Tradewinds reported a higher pre-tax profit of RM84.3 million for the six-month period ended June 2010 as a result of higher CPO prices coupled with a lower share of losses in a jointly-controlled entity (CPO prices averaged RM2,534 per MT during the period compared to RM2,174 per MT for FY2009). Although the improved earnings and working capital reductions have bolstered the group’s operating cash flows, continued heavy capital investment and substantial repayment of borrowings have resulted in a lower ending cash and cash equivalents of RM42.2 million as at end-June 2010, down from RM56.3 million in FY2009. Nonetheless, MARC believes that Tradewinds’ liquidity position is sufficient for its current needs; it has substantial headroom under its committed credit facilities which mitigates the refinancing risk posed by maturing debt obligations.
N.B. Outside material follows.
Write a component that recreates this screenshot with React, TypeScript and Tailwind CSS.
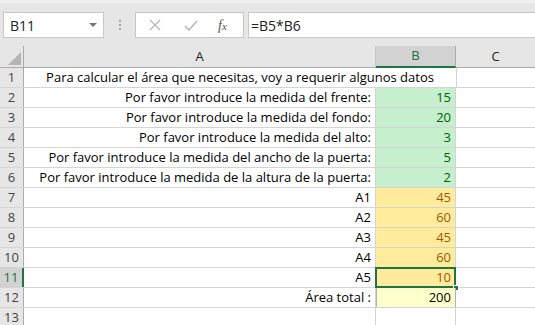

Tradewinds’ short-term debt obligations of RM293.4 million as at end-June 2010 include RM97.0 million of term loans, RM25.0 million of scheduled amortisation of the Class A Sukuk and RM168.0 million of revolving credit facilities. Further, MARC notes that the delay in Tradewinds’ acquisition of rubber-based processing, trading and manufacturing company Mardec Berhad beyond its original target completion date of April 2010 has eased the strain on Tradewinds’ cash flow. 

Major Rating Factors

Strengths

  • Satisfactory performance of the securitised pool of plantation assets;
  • Structural protection in the transaction; and
  • Amortising structure of the transaction provides for low expected loan-to-value (LTV) ratios at maturity.

Challenges

  • Continuing volatility in crude palm oil (CPO) prices; and
  • Rising production costs of fresh fruit bunches.